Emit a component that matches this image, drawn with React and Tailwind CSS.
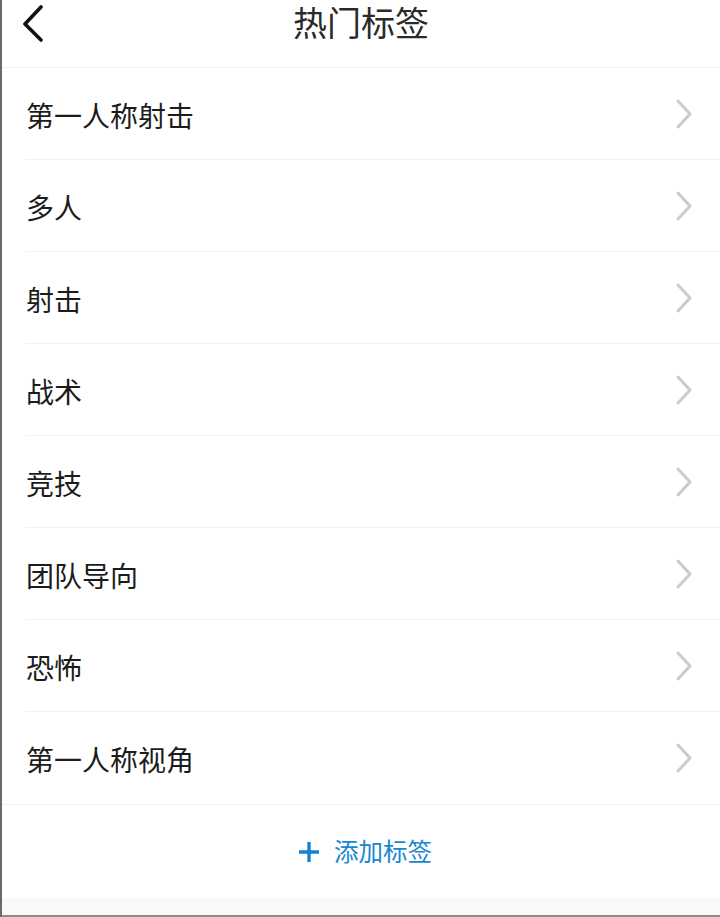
import React from 'react';

const tags = ['第一人称射击', '多人', '射击', '战术', '竞技', '团队导向', '恐怖', '第一人称视角'];

function Chevron() {
  return (
    <svg width="20" height="32" viewBox="0 0 20 32" fill="none">
      <path d="M4 3 L16 16 L4 29" stroke="#c9cccf" strokeWidth="3" strokeLinecap="round" strokeLinejoin="round" />
    </svg>
  );
}

export default function App() {
  return (
    <div
      className="w-[720px] h-[917px] flex bg-white overflow-hidden"
      style={{ fontFamily: '"Noto Sans CJK SC", "Noto Sans", sans-serif' }}
    >
      <div className="w-[2px] bg-[#6a6a6a] shrink-0" />
      <div className="flex-1 flex flex-col">
        {/* header */}
        <div className="relative h-[68px] border-b border-[#f1f2f3] flex justify-center items-start shrink-0">
          <button className="absolute left-[16px] top-[4px] w-[30px] h-[38px] flex items-center justify-center">
            <svg width="26" height="38" viewBox="0 0 26 38" fill="none">
              <path d="M21 3 L5 20 L21 36" stroke="#111" strokeWidth="3.6" strokeLinecap="round" strokeLinejoin="round" />
            </svg>
          </button>
          <h1 className="text-[34px] leading-[44px] text-[#2a2a2a]">热门标签</h1>
        </div>

        {/* list */}
        <div className="flex flex-col">
          {tags.map((tag, index) => (
            <div key={index} className="pl-[24px]">
              <div
                className={
                  'h-[92px] flex items-center justify-between pr-[26px] ' +
                  (index < tags.length - 1 ? 'border-b border-[#f1f2f3]' : '')
                }
              >
                <span className="text-[28px] text-[#1c1c1c] mt-[2px]">{tag}</span>
                <Chevron />
              </div>
            </div>
          ))}
        </div>

        {/* add tag */}
        <div className="border-t border-[#f1f2f3] h-[94px] flex items-center justify-center gap-[14px] pl-[8px] shrink-0">
          <svg width="22" height="22" viewBox="0 0 22 22" fill="none">
            <path d="M11 1 V21 M1 11 H21" stroke="#1683cf" strokeWidth="3.4" />
          </svg>
          <span className="text-[24.5px] text-[#1a86cf]">添加标签</span>
        </div>

        <div className="flex-1 bg-[#f7f9fa]" />
        <div className="h-[2px] bg-[#8a8a8a] shrink-0" />
      </div>
    </div>
  );
}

▬▬▬

(Exercise task)
Take the material above from its first line through the line holding "['第一人称射击', '多人', '射击', '战术', '竞技', '团队导向', '恐怖', '第一人称视角'];" and set it down exactly, without the pictures.

(Exercise output)
Emit a component that matches this image, drawn with React and Tailwind CSS.
import React from 'react';

const tags = ['第一人称射击', '多人', '射击', '战术', '竞技', '团队导向', '恐怖', '第一人称视角'];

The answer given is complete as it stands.